Cancer Risks, Toxic Gases, and a $3 Billion Price Tag: Iraq Confronts Its Plastic Waste Crisis
Iraq's Ministry of Environment says the country produces nearly 16,000 tons of plastic waste every day, driving cancer risks, toxic pollution, and an annual import bill of nearly $3 billion
ERBIL (Kurdistan24) - Every day, across Iraq's cities and towns, approximately 40 million people discard around one kilogram of waste each. Some 400 grams of that is plastic. Multiplied across the population, the result is staggering: nearly 16,000 tons of plastic waste generated every single day, a figure Iraq's Ministry of Environment is now placing at the center of a national emergency.

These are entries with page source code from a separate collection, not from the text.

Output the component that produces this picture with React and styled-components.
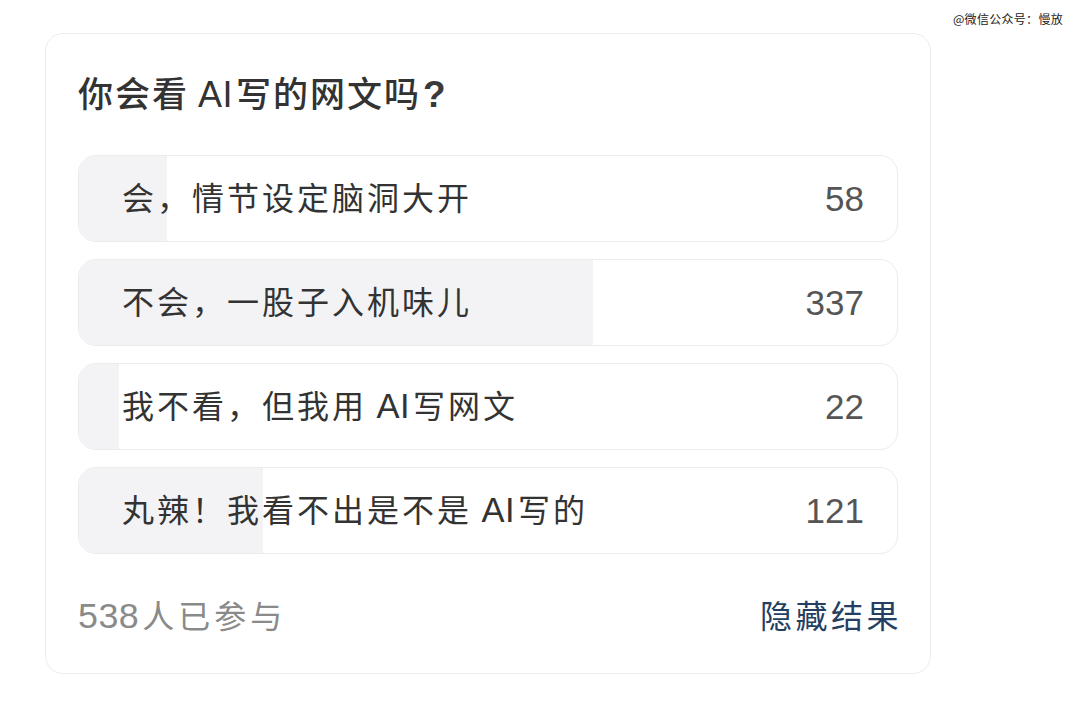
import React from 'react';
import styled, { createGlobalStyle } from 'styled-components';

const GlobalStyle = createGlobalStyle`
  html, body {
    margin: 0;
    padding: 0;
    background: #ffffff;
  }
  body {
    font-family: "Liberation Sans", "Noto Sans CJK SC", sans-serif;
  }
`;

const Page = styled.div`
  position: relative;
  width: 1080px;
  height: 702px;
  padding: 33px 0 0 45px;
  box-sizing: border-box;
`;

const Watermark = styled.div`
  position: absolute;
  top: 11px;
  right: 17px;
  font-family: "Noto Sans CJK SC", sans-serif;
  font-size: 12px;
  line-height: 16px;
  letter-spacing: 0.3px;
  color: #222;
`;

const Card = styled.div`
  width: 886px;
  height: 641px;
  box-sizing: border-box;
  border: 1px solid #ececec;
  border-radius: 18px;
  padding: 40px 32px 0 32px;
  display: flex;
  flex-direction: column;
`;

const Title = styled.h2`
  margin: 0 0 39px 0;
  height: 42px;
  font-size: 35px;
  line-height: 42px;
  font-weight: 500;
  letter-spacing: 2px;
  color: #333;
`;

const Question = styled.span`
  font-size: 37px;
  line-height: 1;
  font-weight: 700;
  color: #3a3a3a;
  margin-left: 2px;
`;

// Latin runs (AI, digits) sit tighter than the CJK glyphs around them
const Latin = styled.span`
  letter-spacing: 0.5px;
  font-size: ${(p) => p.$size || '1.08em'};
  margin-right: 3px;
`;

const Options = styled.div`
  display: flex;
  flex-direction: column;
  gap: 17px;
`;

const Option = styled.div`
  position: relative;
  height: 87px;
  box-sizing: border-box;
  border: 1px solid #ececec;
  border-radius: 18px;
  overflow: hidden;
  display: flex;
  align-items: center;
  justify-content: space-between;
  padding: 0 33px 0 43px;
`;

const Fill = styled.div`
  position: absolute;
  left: 0;
  top: 0;
  bottom: 0;
  background: #f3f3f5;
`;

const Label = styled.span`
  position: relative;
  font-size: 32px;
  line-height: 40px;
  letter-spacing: 3px;
  color: #333;
`;

const Count = styled.span`
  position: relative;
  font-size: 35px;
  line-height: 40px;
  color: #555;
`;

const Footer = styled.div`
  margin-top: 42px;
  display: flex;
  justify-content: space-between;
  align-items: center;
  line-height: 40px;
`;

const Joined = styled.span`
  font-size: 32px;
  letter-spacing: 4px;
  color: #8a8a8a;
`;

const HideLink = styled.span`
  font-size: 32px;
  letter-spacing: 3.5px;
  margin-right: -4px;
  color: #253f63;
`;

function withLatin(text, size) {
  return text.split(/([A-Za-z0-9]+)/).map((part, i) =>
    /^[A-Za-z0-9]+$/.test(part) ? <Latin key={i} $size={size}>{part}</Latin> : part.replace(/ /g, '\u2009'),
  );
}

const options = [
  { label: '会，情节设定脑洞大开', count: 58 },
  { label: '不会，一股子入机味儿', count: 337 },
  { label: '我不看，但我用 AI写网文', count: 22 },
  { label: '丸辣！我看不出是不是 AI写的', count: 121 },
];

const total = 538;
const trackWidth = 820;

export default function App() {
  return (
    <Page>
      <GlobalStyle />
      <Watermark>@微信公众号：慢放</Watermark>
      <Card>
        <Title>{withLatin('你会看 AI写的网文吗', '1.03em')}<Question>?</Question></Title>
        <Options>
          {options.map((o) => (
            <Option key={o.label}>
              <Fill style={{ width: `${Math.max(40, Math.round((o.count / total) * trackWidth))}px` }} />
              <Label>{withLatin(o.label)}</Label>
              <Count>{o.count}</Count>
            </Option>
          ))}
        </Options>
        <Footer>
          <Joined>{withLatin(`${total}人已参与`, '1.12em')}</Joined>
          <HideLink>隐藏结果</HideLink>
        </Footer>
      </Card>
    </Page>
  );
}
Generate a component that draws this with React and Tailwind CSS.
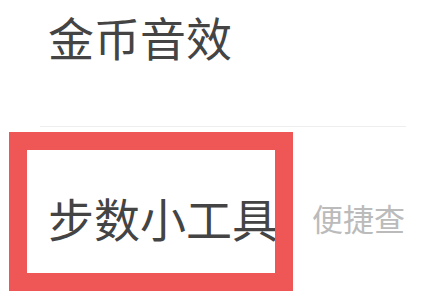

The ministry's spokesperson, Luay al-Mukhtar, welcomed a recent Council of Ministers decision to reduce reliance on single-use plastic bags in markets, bakeries, and butcher shops.
"The decision is an important one," he said, "and will have an impact across three dimensions: health, environmental, and economic."
The health dimension, Mukhtar warned, is severe. Plastic bags are polymer-based materials that do not decompose easily.
They contain microplastics and chemical dyes that, when exposed to heat, leach into food, contributing to cancer and damage to the nervous system.
The ministry has also called for a broader reduction in the use of plastic water bottles and containers.
On the environmental side, Mukhtar noted that plastic waste does not biodegrade and is most often incinerated, releasing toxic gases and causing widespread damage to biodiversity, fish stocks, and animal populations across the country.
The economic cost
The financial toll is equally sobering. Mukhtar revealed that Iraq spends an enormous sum annually on plastic imports.
According to 2021 figures, the country spent nearly $3 billion importing plastic materials from Türkiye, China, the UAE, Kuwait, Saudi Arabia, and Jordan.
Managing the daily accumulation of 16,000 tons of plastic waste also requires a vast workforce, heavy transport infrastructure, and significant fuel consumption — costs that fall squarely on the government's shoulders.
The Council of Ministers' decision to limit single-use plastics in commercial settings represents a first step, but the scale of the problem underscores how much further Iraq must go.
With nearly $3 billion flowing out of the country annually to feed a habit that is poisoning its soil, waterways, and people, the ministry's message is unambiguous: the plastic crisis is not merely an environmental inconvenience, it is a threat to public health and economic stability alike.